**SUPPLIED INFORMATION**
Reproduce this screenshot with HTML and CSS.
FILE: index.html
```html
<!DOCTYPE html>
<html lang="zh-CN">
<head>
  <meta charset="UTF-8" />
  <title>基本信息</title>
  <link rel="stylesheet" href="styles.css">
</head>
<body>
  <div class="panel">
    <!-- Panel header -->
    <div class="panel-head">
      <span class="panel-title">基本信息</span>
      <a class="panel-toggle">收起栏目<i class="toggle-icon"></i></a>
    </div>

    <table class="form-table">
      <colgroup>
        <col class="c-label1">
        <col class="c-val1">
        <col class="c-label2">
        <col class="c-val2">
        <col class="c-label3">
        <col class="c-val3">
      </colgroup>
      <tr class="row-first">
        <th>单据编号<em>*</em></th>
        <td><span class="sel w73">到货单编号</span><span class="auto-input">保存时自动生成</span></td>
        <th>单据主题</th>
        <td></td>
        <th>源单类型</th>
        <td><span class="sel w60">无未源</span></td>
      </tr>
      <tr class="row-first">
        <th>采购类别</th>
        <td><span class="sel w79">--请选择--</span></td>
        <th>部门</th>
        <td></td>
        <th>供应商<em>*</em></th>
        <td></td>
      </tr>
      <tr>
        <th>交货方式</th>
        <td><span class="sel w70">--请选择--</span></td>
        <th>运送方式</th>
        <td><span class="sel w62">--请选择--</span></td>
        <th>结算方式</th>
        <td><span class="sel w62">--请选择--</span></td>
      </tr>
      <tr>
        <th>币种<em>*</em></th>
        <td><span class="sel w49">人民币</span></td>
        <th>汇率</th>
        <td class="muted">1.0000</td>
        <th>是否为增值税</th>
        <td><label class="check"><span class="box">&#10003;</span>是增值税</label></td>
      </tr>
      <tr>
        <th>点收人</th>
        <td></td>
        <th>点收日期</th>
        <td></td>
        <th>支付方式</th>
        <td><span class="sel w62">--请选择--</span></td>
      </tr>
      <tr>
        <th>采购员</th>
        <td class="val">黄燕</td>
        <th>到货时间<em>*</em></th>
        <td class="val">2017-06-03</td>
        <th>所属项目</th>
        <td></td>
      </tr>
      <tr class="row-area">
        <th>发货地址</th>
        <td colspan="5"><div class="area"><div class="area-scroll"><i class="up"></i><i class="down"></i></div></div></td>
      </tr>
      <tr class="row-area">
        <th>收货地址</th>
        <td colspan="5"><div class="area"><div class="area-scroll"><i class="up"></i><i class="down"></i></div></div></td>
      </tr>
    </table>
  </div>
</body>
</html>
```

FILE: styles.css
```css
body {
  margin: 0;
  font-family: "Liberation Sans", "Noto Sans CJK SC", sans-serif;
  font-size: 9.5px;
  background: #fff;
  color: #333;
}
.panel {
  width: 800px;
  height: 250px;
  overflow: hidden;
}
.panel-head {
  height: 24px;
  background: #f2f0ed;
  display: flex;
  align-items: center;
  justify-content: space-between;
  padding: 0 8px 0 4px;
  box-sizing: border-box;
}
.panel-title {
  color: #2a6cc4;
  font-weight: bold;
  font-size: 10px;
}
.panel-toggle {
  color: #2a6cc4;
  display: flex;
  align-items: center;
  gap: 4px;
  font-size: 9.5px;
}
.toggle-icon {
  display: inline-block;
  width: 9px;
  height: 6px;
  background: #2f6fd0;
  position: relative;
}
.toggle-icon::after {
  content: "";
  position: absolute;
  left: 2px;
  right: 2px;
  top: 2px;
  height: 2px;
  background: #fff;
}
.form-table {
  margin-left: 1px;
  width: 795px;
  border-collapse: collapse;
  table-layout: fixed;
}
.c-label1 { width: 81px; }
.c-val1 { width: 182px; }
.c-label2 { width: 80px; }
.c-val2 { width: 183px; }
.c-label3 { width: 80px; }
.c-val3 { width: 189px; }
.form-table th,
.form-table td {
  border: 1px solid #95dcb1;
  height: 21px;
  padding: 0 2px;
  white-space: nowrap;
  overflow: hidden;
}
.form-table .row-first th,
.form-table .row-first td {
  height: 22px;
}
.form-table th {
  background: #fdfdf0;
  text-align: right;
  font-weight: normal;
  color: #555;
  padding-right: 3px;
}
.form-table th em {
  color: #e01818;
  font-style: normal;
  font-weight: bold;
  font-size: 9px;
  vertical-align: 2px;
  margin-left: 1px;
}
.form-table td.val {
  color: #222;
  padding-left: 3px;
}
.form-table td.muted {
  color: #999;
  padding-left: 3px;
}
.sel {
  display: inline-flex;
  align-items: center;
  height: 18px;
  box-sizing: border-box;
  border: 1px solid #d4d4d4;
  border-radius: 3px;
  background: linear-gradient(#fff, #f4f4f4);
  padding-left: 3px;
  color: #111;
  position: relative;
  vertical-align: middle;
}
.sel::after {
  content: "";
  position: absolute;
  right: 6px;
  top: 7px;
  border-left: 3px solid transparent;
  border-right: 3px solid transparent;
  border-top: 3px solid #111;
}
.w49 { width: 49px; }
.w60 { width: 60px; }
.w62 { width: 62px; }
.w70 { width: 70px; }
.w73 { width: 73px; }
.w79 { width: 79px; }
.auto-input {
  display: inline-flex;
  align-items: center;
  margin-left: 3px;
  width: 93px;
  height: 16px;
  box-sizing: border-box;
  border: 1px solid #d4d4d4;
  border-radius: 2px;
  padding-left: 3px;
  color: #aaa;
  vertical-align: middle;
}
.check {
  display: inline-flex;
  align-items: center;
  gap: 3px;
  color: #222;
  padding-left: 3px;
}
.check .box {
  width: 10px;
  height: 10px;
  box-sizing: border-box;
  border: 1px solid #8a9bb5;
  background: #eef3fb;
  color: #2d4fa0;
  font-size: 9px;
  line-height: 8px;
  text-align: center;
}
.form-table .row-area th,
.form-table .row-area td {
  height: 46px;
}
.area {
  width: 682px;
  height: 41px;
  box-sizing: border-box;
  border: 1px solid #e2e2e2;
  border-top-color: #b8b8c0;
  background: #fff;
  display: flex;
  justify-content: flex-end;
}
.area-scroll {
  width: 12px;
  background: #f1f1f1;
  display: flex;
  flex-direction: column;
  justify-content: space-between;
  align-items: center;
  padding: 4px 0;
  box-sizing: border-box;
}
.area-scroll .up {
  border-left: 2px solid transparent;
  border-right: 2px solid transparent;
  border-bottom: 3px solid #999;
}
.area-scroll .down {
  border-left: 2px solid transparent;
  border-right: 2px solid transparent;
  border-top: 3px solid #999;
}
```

**GIVEN INSTRUCTION**
Restate the whole of the material exactly.

**RESULT FOR THIS EXERCISE**
Reproduce this screenshot with HTML and CSS.
FILE: index.html
```html
<!DOCTYPE html>
<html lang="zh-CN">
<head>
  <meta charset="UTF-8" />
  <title>基本信息</title>
  <link rel="stylesheet" href="styles.css">
</head>
<body>
  <div class="panel">
    <!-- Panel header -->
    <div class="panel-head">
      <span class="panel-title">基本信息</span>
      <a class="panel-toggle">收起栏目<i class="toggle-icon"></i></a>
    </div>

    <table class="form-table">
      <colgroup>
        <col class="c-label1">
        <col class="c-val1">
        <col class="c-label2">
        <col class="c-val2">
        <col class="c-label3">
        <col class="c-val3">
      </colgroup>
      <tr class="row-first">
        <th>单据编号<em>*</em></th>
        <td><span class="sel w73">到货单编号</span><span class="auto-input">保存时自动生成</span></td>
        <th>单据主题</th>
        <td></td>
        <th>源单类型</th>
        <td><span class="sel w60">无未源</span></td>
      </tr>
      <tr class="row-first">
        <th>采购类别</th>
        <td><span class="sel w79">--请选择--</span></td>
        <th>部门</th>
        <td></td>
        <th>供应商<em>*</em></th>
        <td></td>
      </tr>
      <tr>
        <th>交货方式</th>
        <td><span class="sel w70">--请选择--</span></td>
        <th>运送方式</th>
        <td><span class="sel w62">--请选择--</span></td>
        <th>结算方式</th>
        <td><span class="sel w62">--请选择--</span></td>
      </tr>
      <tr>
        <th>币种<em>*</em></th>
        <td><span class="sel w49">人民币</span></td>
        <th>汇率</th>
        <td class="muted">1.0000</td>
        <th>是否为增值税</th>
        <td><label class="check"><span class="box">&#10003;</span>是增值税</label></td>
      </tr>
      <tr>
        <th>点收人</th>
        <td></td>
        <th>点收日期</th>
        <td></td>
        <th>支付方式</th>
        <td><span class="sel w62">--请选择--</span></td>
      </tr>
      <tr>
        <th>采购员</th>
        <td class="val">黄燕</td>
        <th>到货时间<em>*</em></th>
        <td class="val">2017-06-03</td>
        <th>所属项目</th>
        <td></td>
      </tr>
      <tr class="row-area">
        <th>发货地址</th>
        <td colspan="5"><div class="area"><div class="area-scroll"><i class="up"></i><i class="down"></i></div></div></td>
      </tr>
      <tr class="row-area">
        <th>收货地址</th>
        <td colspan="5"><div class="area"><div class="area-scroll"><i class="up"></i><i class="down"></i></div></div></td>
      </tr>
    </table>
  </div>
</body>
</html>
```

FILE: styles.css
```css
body {
  margin: 0;
  font-family: "Liberation Sans", "Noto Sans CJK SC", sans-serif;
  font-size: 9.5px;
  background: #fff;
  color: #333;
}
.panel {
  width: 800px;
  height: 250px;
  overflow: hidden;
}
.panel-head {
  height: 24px;
  background: #f2f0ed;
  display: flex;
  align-items: center;
  justify-content: space-between;
  padding: 0 8px 0 4px;
  box-sizing: border-box;
}
.panel-title {
  color: #2a6cc4;
  font-weight: bold;
  font-size: 10px;
}
.panel-toggle {
  color: #2a6cc4;
  display: flex;
  align-items: center;
  gap: 4px;
  font-size: 9.5px;
}
.toggle-icon {
  display: inline-block;
  width: 9px;
  height: 6px;
  background: #2f6fd0;
  position: relative;
}
.toggle-icon::after {
  content: "";
  position: absolute;
  left: 2px;
  right: 2px;
  top: 2px;
  height: 2px;
  background: #fff;
}
.form-table {
  margin-left: 1px;
  width: 795px;
  border-collapse: collapse;
  table-layout: fixed;
}
.c-label1 { width: 81px; }
.c-val1 { width: 182px; }
.c-label2 { width: 80px; }
.c-val2 { width: 183px; }
.c-label3 { width: 80px; }
.c-val3 { width: 189px; }
.form-table th,
.form-table td {
  border: 1px solid #95dcb1;
  height: 21px;
  padding: 0 2px;
  white-space: nowrap;
  overflow: hidden;
}
.form-table .row-first th,
.form-table .row-first td {
  height: 22px;
}
.form-table th {
  background: #fdfdf0;
  text-align: right;
  font-weight: normal;
  color: #555;
  padding-right: 3px;
}
.form-table th em {
  color: #e01818;
  font-style: normal;
  font-weight: bold;
  font-size: 9px;
  vertical-align: 2px;
  margin-left: 1px;
}
.form-table td.val {
  color: #222;
  padding-left: 3px;
}
.form-table td.muted {
  color: #999;
  padding-left: 3px;
}
.sel {
  display: inline-flex;
  align-items: center;
  height: 18px;
  box-sizing: border-box;
  border: 1px solid #d4d4d4;
  border-radius: 3px;
  background: linear-gradient(#fff, #f4f4f4);
  padding-left: 3px;
  color: #111;
  position: relative;
  vertical-align: middle;
}
.sel::after {
  content: "";
  position: absolute;
  right: 6px;
  top: 7px;
  border-left: 3px solid transparent;
  border-right: 3px solid transparent;
  border-top: 3px solid #111;
}
.w49 { width: 49px; }
.w60 { width: 60px; }
.w62 { width: 62px; }
.w70 { width: 70px; }
.w73 { width: 73px; }
.w79 { width: 79px; }
.auto-input {
  display: inline-flex;
  align-items: center;
  margin-left: 3px;
  width: 93px;
  height: 16px;
  box-sizing: border-box;
  border: 1px solid #d4d4d4;
  border-radius: 2px;
  padding-left: 3px;
  color: #aaa;
  vertical-align: middle;
}
.check {
  display: inline-flex;
  align-items: center;
  gap: 3px;
  color: #222;
  padding-left: 3px;
}
.check .box {
  width: 10px;
  height: 10px;
  box-sizing: border-box;
  border: 1px solid #8a9bb5;
  background: #eef3fb;
  color: #2d4fa0;
  font-size: 9px;
  line-height: 8px;
  text-align: center;
}
.form-table .row-area th,
.form-table .row-area td {
  height: 46px;
}
.area {
  width: 682px;
  height: 41px;
  box-sizing: border-box;
  border: 1px solid #e2e2e2;
  border-top-color: #b8b8c0;
  background: #fff;
  display: flex;
  justify-content: flex-end;
}
.area-scroll {
  width: 12px;
  background: #f1f1f1;
  display: flex;
  flex-direction: column;
  justify-content: space-between;
  align-items: center;
  padding: 4px 0;
  box-sizing: border-box;
}
.area-scroll .up {
  border-left: 2px solid transparent;
  border-right: 2px solid transparent;
  border-bottom: 3px solid #999;
}
.area-scroll .down {
  border-left: 2px solid transparent;
  border-right: 2px solid transparent;
  border-top: 3px solid #999;
}
```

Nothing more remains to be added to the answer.